The fact is that we are so early in the widespread use of generative AI that there remains confusion and disagreement over what exactly the AI Art genre is. And before we can have something that can truly be considered an AI art movement, it’s first necessary that viewers are able to understand the underlying processes well enough to engage with them and the discourse surrounding them.
What I hope to achieve with Reflection is to provide insight for the viewer to better understand this. To better understand AI systems. It takes the AI out of the black box and allows people to conceptualize it, see how it works in detail.
Reflection, a Synthesis of Creativity
lorepunk.eth
As I have learned about Reflective AI, I’ve been delighted to see that it comes to its creative decisions the same way I do when I write a poem—by sense, feel, vibe, and most of all, continual reflection on what I’ve been doing in a piece, with reference to my years of experience and memory of what I’ve done before.
I find it humbling and hopeful that an AI system can do the same thing—and rather than feeling intimidated by this, I feel kinship with a system that makes art via a raucous Parliament of competing ideas and inclinations.
At the same time, the whip-crack speed of AI development, and the rapid integration of LLMs and other AI into our society, sometimes feel far more inscrutable. Is designing innately reflective AI systems a possible resolution for social concerns about the tech?
Pindar Van Arman:
AI is now moving faster than even optimistic experts have predicted. We are at the inflection point where AI is not only getting better, but getting better faster. I personally would not be surprised if general AI (the AI we see in Hollywood) announces itself in the next couple of years.
When many of the leading experts describe the key elements of the next phase in AI, what they talk about is reflective AI. Most notably, the founding lead of Google Brain, Andrew Ng, recently presented a broad framework that he believes will carry AI into its next phase. His broad framework describes “iterative agent workflows” that use reflection, multiple agents, and collaboration. He has noted that GPTs wrapped in such agents increased their accuracy from 48% to 95% merely by reflecting and improving their responses iteratively.

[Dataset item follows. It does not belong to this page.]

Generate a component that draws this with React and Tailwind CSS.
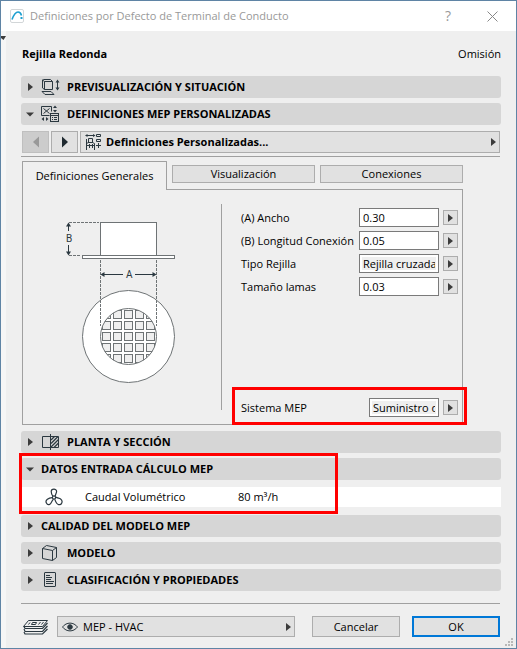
import { useState } from 'react'

function TriRight({ className = 'text-[#3c3c3c]' }) {
  return (
    <svg width="5" height="8" viewBox="0 0 5 8" className={`shrink-0 ${className}`} aria-hidden="true">
      <path d="M0 0 L5 4 L0 8 Z" fill="currentColor" />
    </svg>
  )
}

function TriDown() {
  return (
    <svg width="8" height="5" viewBox="0 0 8 5" className="shrink-0 text-[#3c3c3c]" aria-hidden="true">
      <path d="M0 0.5 H8 L4 4.5 Z" fill="currentColor" />
    </svg>
  )
}

// ─── Icons ───────────────────────────────────────────────────────────────────

function Icon({ children, width = 18, height = 18 }) {
  return (
    <svg
      width={width}
      height={height}
      viewBox={`0 0 ${width} ${height}`}
      fill="none"
      stroke="#2b3840"
      strokeWidth="1"
      className="shrink-0"
      aria-hidden="true"
    >
      {children}
    </svg>
  )
}

function PreviewIcon() {
  return (
    <Icon width={19}>
      <path d="M3.5 3.5 H11.5 V11.5 H3.5 Z" />
      <path d="M3.5 3.5 L1.5 2 L2.5 1.5 H9.5 L11.5 3.5 M1.5 2 V10 L3.5 11.5" />
      <path d="M1 13.5 H10 L13 16.5 H4 Z" />
      <path d="M16.5 3 V11" />
      <path d="M14.5 4.5 L16.5 1.5 L18.5 4.5 Z M14.5 9.5 L16.5 12.5 L18.5 9.5 Z" fill="#2b3840" stroke="none" />
    </Icon>
  )
}

function SettingsIcon() {
  return (
    <Icon>
      <path d="M8.5 10.5 H0.5 V1.5 H10.5 V6.5" />
      <path d="M2.5 3.5 L8.5 8.5 M8.5 3.5 L2.5 8.5" />
      <rect x="9.5" y="8.5" width="8" height="8" fill="#d6d6d6" />
      <path d="M9 10.5 H18 M11 12.5 H12 M13 12.5 H16 M11 14.5 H12 M13 14.5 H16" />
      <path d="M12 3 L14 0.5 L16 3 Z M12 5 L14 7.5 L16 5 Z" fill="#2b3840" stroke="none" />
      <path d="M3 12 L0.5 14 L3 16 Z M5 12 L7.5 14 L5 16 Z" fill="#2b3840" stroke="none" />
    </Icon>
  )
}

function ChairIcon() {
  return (
    <Icon>
      <path d="M1 2.5 H9" />
      <path d="M2.5 1 L0 2.5 L2.5 4 Z M8 1 L10.5 2.5 L8 4 Z" fill="#2b3840" stroke="none" />
      <path d="M3.5 10 V5.5 H7.5 V10 M1.5 6 V17 M1.5 10.5 L3.5 9.5 H7.5 L9.5 10.5 V17 M4.5 11 V15 M7.5 11 V15 M2 12.5 H9" />
      <path d="M11.5 1.5 H15.5 V3.5 H11.5 Z M11.5 6.5 H15.5 V8.5 H11.5 Z" />
      <path d="M11 12.5 H16 M13.5 10 V15" />
    </Icon>
  )
}

function PlanIcon() {
  return (
    <Icon>
      <path d="M9.5 3.5 H1.5 V14.5 H9.5" />
      <path d="M9.5 1 V17" />
      <path d="M9.5 3.5 H17.5 V14.5 H9.5" />
      <path d="M10 7 L13.5 3.5 M10 10.5 L17 3.5 M10 14 L17.5 6.5 M13 14.5 L17.5 10" strokeWidth="1.2" />
    </Icon>
  )
}

function FanIcon() {
  return (
    <Icon>
      <g strokeWidth="1.2">
        <circle cx="9" cy="9.5" r="1.6" />
        <path d="M7.8 8.2 C6.6 6.4 6.2 5 6.2 3.6 C6.2 0.4 11.6 0.4 11.6 3.2 C11.6 5 10.4 6.2 10.2 8.2" />
        <path d="M7.2 9.6 C5 9.8 3.8 10.2 2.4 11.2 C-0.6 13.4 2 17.6 4.6 16.4 C6.6 15.4 6.4 13 8.4 11.4" />
        <path d="M10.6 9 C12.6 10.4 14.2 10 15.6 11 C18.6 13.2 16.4 17.4 13.6 16.6 C11.4 16 10.6 13.6 9.8 11.4" />
      </g>
    </Icon>
  )
}

function CubeIcon() {
  return (
    <Icon>
      <path d="M1.5 4.5 L11.5 6.5 V16.5 L1.5 14.5 Z" />
      <path d="M1.5 4.5 L5.5 1.5 L15.5 3.5 L11.5 6.5 M15.5 3.5 V13.5 L11.5 16.5" />
    </Icon>
  )
}

function DocIcon() {
  return (
    <Icon>
      <rect x="3.5" y="1.5" width="11" height="14" rx="0.5" />
      <path d="M5 4.5 H9 M5 6.5 H11 M5 8.5 H10 M5 10.5 H13 M5 12.5 H12" />
    </Icon>
  )
}

function LayersIcon() {
  return (
    <Icon width={26} height={16}>
      <path d="M5.5 1.5 H24.5 L19.5 7.5 H0.5 Z" />
      <path d="M9.5 3.5 H13.5 L12.5 5.5 H8.5 Z M15.5 5.5 L17.5 3 M18.5 5.5 L20.5 3 M5.5 5.5 L7 3.5" />
      <path d="M1 7.5 L2 9.5 H19.5 L24.5 4 M1 10 L2 12.5 H19.5 L24.5 7 M1 13 L2 15 H19.5 L24.5 10" strokeWidth="1.2" />
    </Icon>
  )
}

function EyeIcon() {
  return (
    <Icon width={16} height={10}>
      <path d="M0.5 5 C4.5 -0.2 11.5 -0.2 15.5 5 C11.5 10.2 4.5 10.2 0.5 5 Z" />
      <circle cx="8" cy="5" r="2.3" fill="#2b3840" />
    </Icon>
  )
}

function AppLogo() {
  return (
    <svg width="14" height="14" viewBox="0 0 14 14" fill="none" className="shrink-0" aria-hidden="true">
      <rect x="0.5" y="0.5" width="13" height="13" rx="1.5" fill="#fff" stroke="#d2d6d8" />
      <path d="M2 10.5 C3.5 6.5 5 3 8 3 C10 3 11 4.5 11.5 6.5" stroke="#1c9fd0" strokeWidth="1.6" />
      <rect x="10.5" y="8" width="2" height="2" fill="#1c9fd0" />
    </svg>
  )
}

// ─── Duct terminal diagram ───────────────────────────────────────────────────

const CELLS = [0, 11, 22, 33, 44]

function GrilleDiagram() {
  return (
    <svg width="120" height="170" viewBox="0 0 120 170" fill="none" stroke="#6e7375" role="img" aria-label="Rejilla redonda">
      <defs>
        <clipPath id="grille">
          <circle cx="68.5" cy="120.5" r="28" />
        </clipPath>
      </defs>

      <circle cx="68.5" cy="120.5" r="46" fill="#fff" />
      <g clipPath="url(#grille)" fill="#efefef">
        {CELLS.map(y =>
          CELLS.map(x => <rect key={`${x}-${y}`} x={42.5 + x} y={94.5 + y} width="8" height="8" />)
        )}
      </g>
      <circle cx="68.5" cy="120.5" r="28" />

      <rect x="40.5" y="6.5" width="56" height="33" fill="#fff" />
      <rect x="22.5" y="39.5" width="92" height="3" fill="#fff" />

      <g strokeDasharray="3 1">
        <path d="M9 6.5 H39 M9 39.5 H21" />
        <path d="M40.5 44 V110 M96.5 44 V110" />
      </g>

      <path d="M8.5 8 V15 M8.5 29 V38 M42 58.5 H63 M75 58.5 H95" stroke="#2b3840" />
      <g fill="#2b3840" stroke="none">
        <path d="M6 10.5 L8.5 6.5 L11 10.5 Z M6 35.5 L8.5 39.5 L11 35.5 Z" />
        <path d="M44.5 56 L40.5 58.5 L44.5 61 Z M92.5 56 L96.5 58.5 L92.5 61 Z" />
        <text x="6" y="26" className="font-[Roboto] text-[10px]">B</text>
        <text x="66" y="62" className="font-[Roboto] text-[10px]">A</text>
      </g>
    </svg>
  )
}

// ─── Form pieces ─────────────────────────────────────────────────────────────

function SectionBar({ title, icon, open, onToggle }) {
  return (
    <button
      type="button"
      onClick={onToggle}
      aria-expanded={open}
      className="flex h-[22px] w-full items-center rounded-[3px] bg-[#d6d6d6] pl-[5px] text-left font-bold"
    >
      <span className="mr-[7px] flex w-2 items-center justify-center">{open ? <TriDown /> : <TriRight />}</span>
      {icon && <span className="flex w-[26px] items-center">{icon}</span>}
      <span>{title}</span>
    </button>
  )
}

function Field({ id, label, value, locked, width = 'w-[80px]', className = '' }) {
  return (
    <div className={`flex h-[19px] items-center gap-1 ${className}`}>
      <label htmlFor={id} className="flex-1 whitespace-nowrap">{label}</label>
      <input
        id={id}
        defaultValue={value}
        readOnly={locked}
        className={`h-[19px] shrink-0 border border-[#7a7a7a] px-[3px] outline-none
          ${width} ${locked ? 'bg-[#efefef] shadow-[inset_0_0_0_2px_white]' : 'bg-white'}`}
      />
      <button
        type="button"
        aria-label={`Opciones de ${label}`}
        className="flex size-[15px] shrink-0 items-center justify-center border border-[#adadad] bg-[#e1e1e1]"
      >
        <TriRight />
      </button>
    </div>
  )
}

const FIELDS = [
  { id: 'ancho', label: '(A) Ancho', value: '0.30' },
  { id: 'longitud', label: '(B) Longitud Conexión', value: '0.05' },
  { id: 'tipo', label: 'Tipo Rejilla', value: 'Rejilla cruzada', locked: true },
  { id: 'lamas', label: 'Tamaño lamas', value: '0.03' },
]

export default function App() {
  const [open, setOpen] = useState({ mep: true, datos: true })
  const toggle = key => setOpen(prev => ({ ...prev, [key]: !prev[key] }))

  return (
    <div className="relative flex min-h-screen flex-col border border-[#5f84a5] bg-[#efefef] font-['Open_Sans','Noto_Sans',sans-serif] text-[11px] leading-4 text-black">
      {/* Title bar */}
      <header className="flex h-[30px] items-center bg-white pr-[18px] pl-[9px] text-[#999]">
        <AppLogo />
        <h1 className="ml-1.5 flex-1">Definiciones por Defecto de Terminal de Conducto</h1>
        <button type="button" aria-label="Ayuda" className="mr-[36px] text-[14px]">?</button>
        <button type="button" aria-label="Cerrar">
          <svg width="11" height="11" viewBox="0 0 11 11" stroke="#888" aria-hidden="true">
            <path d="M0.5 0.5 L10.5 10.5 M10.5 0.5 L0.5 10.5" />
          </svg>
        </button>
      </header>

      <div className="flex flex-1">
        <div className="w-[5px] shrink-0 bg-[#f6f6f6] pt-[5px]">
          <svg width="5" height="4" viewBox="0 0 5 4" aria-hidden="true">
            <path d="M0 0 H5 L2.5 4 L0 2 Z" fill="#3c3c3c" />
          </svg>
        </div>

        <main className="min-w-0 flex-1 pr-[15px] pl-[15px]">
          <div className="flex h-[45px] items-center justify-between pl-px">
            <h2 className="font-bold">Rejilla Redonda</h2>
            <span>Omisión</span>
          </div>

          <div className="flex flex-col gap-[5px]">
            <SectionBar title="PREVISUALIZACIÓN Y SITUACIÓN" icon={<PreviewIcon />} open={!!open.previo} onToggle={() => toggle('previo')} />
            <SectionBar title="DEFINICIONES MEP PERSONALIZADAS" icon={<SettingsIcon />} open={open.mep} onToggle={() => toggle('mep')} />
          </div>

          {open.mep && (
            <div className="mt-1.5 mr-px mb-1.5">
              <div className="flex h-[22px] gap-0.5 pl-px">
                <button type="button" disabled aria-label="Anterior" className="flex w-[27px] items-center justify-center border border-[#bfbfbf] bg-[#cccccc]">
                  <svg width="6" height="12" viewBox="0 0 6 12" aria-hidden="true"><path d="M6 0.5 L0 6 L6 11.5 Z" fill="#999" /></svg>
                </button>
                <button type="button" aria-label="Siguiente" className="flex w-[27px] items-center justify-center border border-[#adadad] bg-[#e1e1e1]">
                  <svg width="6" height="12" viewBox="0 0 6 12" aria-hidden="true"><path d="M0 0.5 L6 6 L0 11.5 Z" fill="#1f2a30" /></svg>
                </button>
                <button type="button" className="flex flex-1 items-center border border-[#adadad] bg-[#e1e1e1] pr-[3px] pl-1 text-left font-bold">
                  <ChairIcon />
                  <span className="ml-[3px] flex-1">Definiciones Personalizadas...</span>
                  <TriRight />
                </button>
              </div>
              <hr className="mt-[3px] border-[#a0a0a0]" />

              {/* Tabs */}
              <div className="mt-1 mr-[37px] ml-px">
                <div role="tablist" className="flex h-[29px]">
                  <button type="button" role="tab" aria-selected="true" className="w-[145px] rounded-t-[1px] border-x border-t border-[#a0a0a0]">
                    Definiciones Generales
                  </button>
                  <div className="flex flex-1 items-start gap-[5px] border-b border-[#a0a0a0] pt-1 pl-[5px]">
                    <button type="button" role="tab" aria-selected="false" className="h-[18px] flex-1 border border-[#adadad] bg-[#e1e1e1]">
                      Visualización
                    </button>
                    <button type="button" role="tab" aria-selected="false" className="h-[18px] flex-1 border border-[#adadad] bg-[#e1e1e1]">
                      Conexiones
                    </button>
                  </div>
                </div>

                <div role="tabpanel" className="flex border-x border-b border-[#a0a0a0]">
                  <div className="my-[14px] w-[199px] shrink-0 border-r border-[#a0a0a0] pt-3 pl-[37px]">
                    <GrilleDiagram />
                  </div>
                  <div className="relative min-w-0 flex-1 pt-[18px] pr-1 pb-[7px] pl-[19px]">
                    <div className="flex flex-col gap-1">
                      {FIELDS.map(field => <Field key={field.id} {...field} />)}
                    </div>
                    <Field id="sistema" label="Sistema MEP" value="Suministro de Aire" locked width="w-[70px]" className="mt-[102px]" />
                    <div className="pointer-events-none absolute -right-[5px] -bottom-px left-2.5 h-[38px] border-3 border-[#ff0000]" />
                  </div>
                </div>
              </div>
            </div>
          )}

          <SectionBar title="PLANTA Y SECCIÓN" icon={<PlanIcon />} open={!!open.planta} onToggle={() => toggle('planta')} />

          <section className="relative mt-[5px]">
            <SectionBar title="DATOS ENTRADA CÁLCULO MEP" open={open.datos} onToggle={() => toggle('datos')} />
            {open.datos && (
              <table className="mt-[7px] w-full bg-white">
                <tbody>
                  <tr className="h-5">
                    <td className="w-[64px] p-0 pl-6"><FanIcon /></td>
                    <th scope="row" className="w-[153px] p-0 text-left font-normal">Caudal Volumétrico</th>
                    <td className="p-0">80 m³/h</td>
                  </tr>
                </tbody>
              </table>
            )}
            <div className="pointer-events-none absolute -top-[5px] -bottom-[7px] -left-0.5 w-[319px] border-3 border-[#ff0000]" />
          </section>

          <div className="mt-2 flex flex-col gap-[5px]">
            <SectionBar title="CALIDAD DEL MODELO MEP" open={!!open.calidad} onToggle={() => toggle('calidad')} />
            <SectionBar title="MODELO" icon={<CubeIcon />} open={!!open.modelo} onToggle={() => toggle('modelo')} />
            <SectionBar title="CLASIFICACIÓN Y PROPIEDADES" icon={<DocIcon />} open={!!open.clasificacion} onToggle={() => toggle('clasificacion')} />
          </div>

          {/* Footer */}
          <hr className="mt-3 mr-px border-[#a0a0a0]" />
          <footer className="mt-3 mr-px mb-[11px] flex h-[21px] items-center">
            <span className="ml-0.5 w-[34px]"><LayersIcon /></span>
            <div className="relative h-[21px] flex-1">
              <select aria-label="Capa" className="h-[21px] w-full appearance-none border border-[#adadad] bg-[#e1e1e1] py-0 pl-[25px]">
                <option>MEP - HVAC</option>
              </select>
              <span className="pointer-events-none absolute inset-y-0 left-[5px] flex items-center"><EyeIcon /></span>
              <span className="pointer-events-none absolute inset-y-0 right-1 flex items-center"><TriRight /></span>
            </div>
            <button type="button" className="ml-[17px] h-[21px] w-[88px] border border-[#adadad] bg-[#e1e1e1]">Cancelar</button>
            <button type="button" className="ml-3 flex h-[21px] w-[88px] items-center justify-center border-2 border-[#0078d7] bg-[#e1e1e1]">OK</button>
          </footer>
        </main>
      </div>

      {/* Resize grip */}
      <svg width="8" height="8" viewBox="0 0 8 8" fill="#b8b8b8" className="absolute right-[3px] bottom-0.5" aria-hidden="true">
        <path d="M6 0h2v2h-2z M3 3h2v2h-2z M6 3h2v2h-2z M0 6h2v2h-2z M3 6h2v2h-2z M6 6h2v2h-2z" />
      </svg>
    </div>
  )
}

So aside from similar names, how close is Reflection, my synthetic creative system, to the reflective AI that experts are predicting is the future? My robots already operate with multiple aesthetic algorithms, the algorithms already collaborate, and the system has been reflecting via feedback loops for more than a decade. It was already using this framework before Andrew Ng presented it in March. And I do take pride in the fact that my first Reflection marks its provenance from February 7, 2024, a month before Ngs announcement. The collection is in a place similar to if I had released a collection called “GANs” in 2014. My art is 10 years ahead of this trend and the evidence is on the blockchain.
But aside from being forward-thinking, what I am trying to do with Reflection is give people a way to experience this idea visually, and to bring it into contemporary artistic discourse. I’m also building tools that make it possible for other artists to integrate multimodal, reflective processes into their art. I am already being asked to showcase Reflection in multiple shows and galleries from Shanghai to New York, so excited that my work with Reflection is just getting started.